The pod logs of cronjob will look like these:

// admin [ ~ ]$ kubectl logs tca-pod-log-cleanup-28745640-wcfln -n tca-cp-cn
Defaulting to user installation because normal site-packages is not writeable
Requirement already satisfied: PyYAML>=5.4.1 in /usr/lib/python3.11/site-packages (from -r /scripts/requirements.txt (line 1)) (6.0.1)
WARNING: Retrying (Retry(total=4, connect=None, read=None, redirect=None, status=None)) after connection broken by 'ConnectTimeoutError(<pip._vendor.urllib3.connection.HTTPSConnection object at 0x7f58990ec4d0>, 'Connection to pypi.org timed out. (connect timeout=15)')': /simple/kubernetes/
WARNING: Retrying (Retry(total=3, connect=None, read=None, redirect=None, status=None)) after connection broken by 'ConnectTimeoutError(<pip._vendor.urllib3.connection.HTTPSConnection object at 0x7f5897502e90>, 'Connection to pypi.org timed out. (connect timeout=15)')': /simple/kubernetes/
WARNING: Retrying (Retry(total=2, connect=None, read=None, redirect=None, status=None)) after connection broken by 'ConnectTimeoutError(<pip._vendor.urllib3.connection.HTTPSConnection object at 0x7f5897503990>, 'Connection to pypi.org timed out. (connect timeout=15)')': /simple/kubernetes/
WARNING: Retrying (Retry(total=1, connect=None, read=None, redirect=None, status=None)) after connection broken by 'ConnectTimeoutError(<pip._vendor.urllib3.connection.HTTPSConnection object at 0x7f5897510450>, 'Connection to pypi.org timed out. (connect timeout=15)')': /simple/kubernetes/
WARNING: Retrying (Retry(total=0, connect=None, read=None, redirect=None, status=None)) after connection broken by 'ConnectTimeoutError(<pip._vendor.urllib3.connection.HTTPSConnection object at 0x7f5897510e50>, 'Connection to pypi.org timed out. (connect timeout=15)')': /simple/kubernetes/
ERROR: Could not find a version that satisfies the requirement kubernetes>=26.1.0 (from versions: none)

Environment

VMware Telco Cloud Automation 3.1.1 GA (build ob-23912982)

Resolution

Note: This procedure is recommended for a permanent fix.

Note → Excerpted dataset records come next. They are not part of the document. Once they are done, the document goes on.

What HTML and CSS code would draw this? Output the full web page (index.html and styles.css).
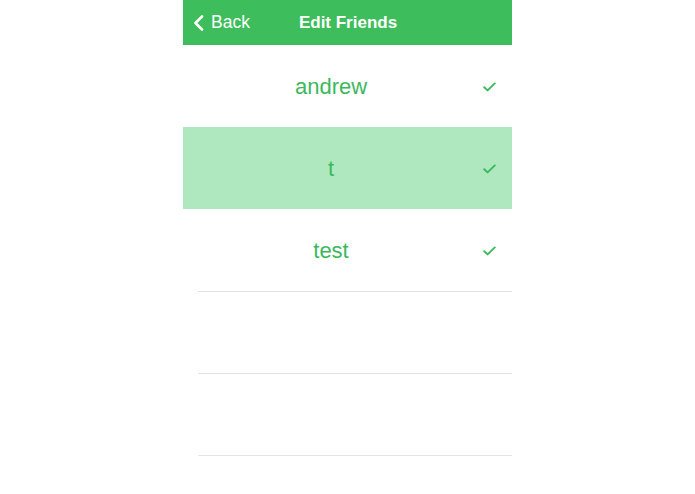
FILE: index.html
```html
<!DOCTYPE html>
<html lang="en">
<head>
  <meta charset="UTF-8" />
  <meta name="viewport" content="width=device-width, initial-scale=1.0"/>
  <title>Edit Friends</title>
  <link rel="stylesheet" href="styles.css">
</head>
<body>
	<div class="screen">
		<div class="nav-bar">
			<a class="back" href="#">
				<svg class="chevron" width="11" height="16" viewBox="0 0 11 16">
					<path d="M9 1.5 L2.5 8 L9 14.5" fill="none" stroke="#fff" stroke-width="2.6" stroke-linecap="round" stroke-linejoin="round"/>
				</svg>
				<span>Back</span>
			</a>
			<div class="nav-title">Edit Friends</div>
		</div>

		<ul class="friends">
			<li class="row hide-sep">
				<span class="name">andrew</span>
				<span class="accessory"><svg width="13" height="10" viewBox="0 0 13 10"><path d="M1.2 5.2 L4.6 8.4 L11.8 1.4" fill="none" stroke="#3cb85c" stroke-width="1.9" stroke-linecap="round" stroke-linejoin="round"/></svg></span>
			</li>
			<li class="row selected">
				<span class="name">t</span>
				<span class="accessory"><svg width="13" height="10" viewBox="0 0 13 10"><path d="M1.2 5.2 L4.6 8.4 L11.8 1.4" fill="none" stroke="#3cb85c" stroke-width="1.9" stroke-linecap="round" stroke-linejoin="round"/></svg></span>
			</li>
			<li class="row">
				<span class="name">test</span>
				<span class="accessory"><svg width="13" height="10" viewBox="0 0 13 10"><path d="M1.2 5.2 L4.6 8.4 L11.8 1.4" fill="none" stroke="#3cb85c" stroke-width="1.9" stroke-linecap="round" stroke-linejoin="round"/></svg></span>
			</li>
			<li class="row empty"></li>
			<li class="row empty"></li>
			<li class="row empty"></li>
		</ul>
	</div>
</body>
</html>
```

FILE: styles.css
```css
html, body {
  height: 100%;
}

body {
  margin: 0;
  font-family: "Liberation Sans", Arial, sans-serif;
  background: #fff;
  overflow: hidden;
}

.screen {
  width: 329px;
  height: 100%;
  margin: 0 auto;
  overflow: hidden;
}

.nav-bar {
  display: flex;
  align-items: center;
  height: 45px;
  background: #3dbd5b;
  color: #fff;
}

.back {
  display: flex;
  align-items: center;
  padding-left: 10px;
  color: #fff;
  text-decoration: none;
  font-size: 17.5px;
}

.back span {
  margin-left: 7px;
}

.chevron {
  display: block;
}

.nav-title {
  margin-left: 49px;
  padding-top: 1px;
  font-size: 17px;
  font-weight: bold;
}

.friends {
  list-style: none;
  margin: 0;
  padding: 0;
}

.row {
  position: relative;
  display: flex;
  align-items: center;
  height: 82px;
}

.row::after {
  content: "";
  position: absolute;
  left: 15px;
  right: 0;
  bottom: -1px;
  height: 1px;
  background: #e2e2e2;
}

.row.hide-sep::after,
.row.selected::after {
  display: none;
}

.row.selected {
  background: #afe8bf;
}

.name {
  flex: 1;
  text-align: center;
  font-size: 22px;
  color: #3cb85c;
  padding-top: 2px;
}

.accessory {
  box-sizing: border-box;
  width: 33px;
  padding-left: 4px;
  padding-top: 2px;
  display: flex;
}

.accessory svg {
  display: block;
}
```
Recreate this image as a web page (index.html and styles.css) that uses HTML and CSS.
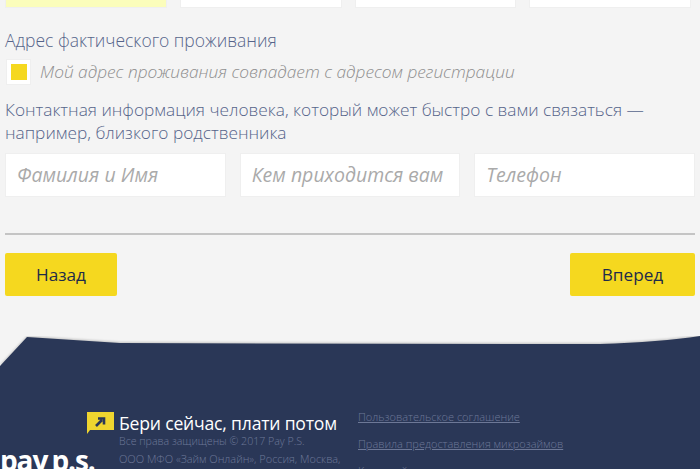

Customer needs to apply a patch to VMware TCA to ensure that they do not encounter this problem in their environment.
This patch changes the behaviour for VMware TCA in the following manner:

Note: Patch 3.1.1.02(ob-24258124) is built on top of patch 3.1.1.01(ob-24136019) , so this patch will contain those fixes as well as mentioned in below table.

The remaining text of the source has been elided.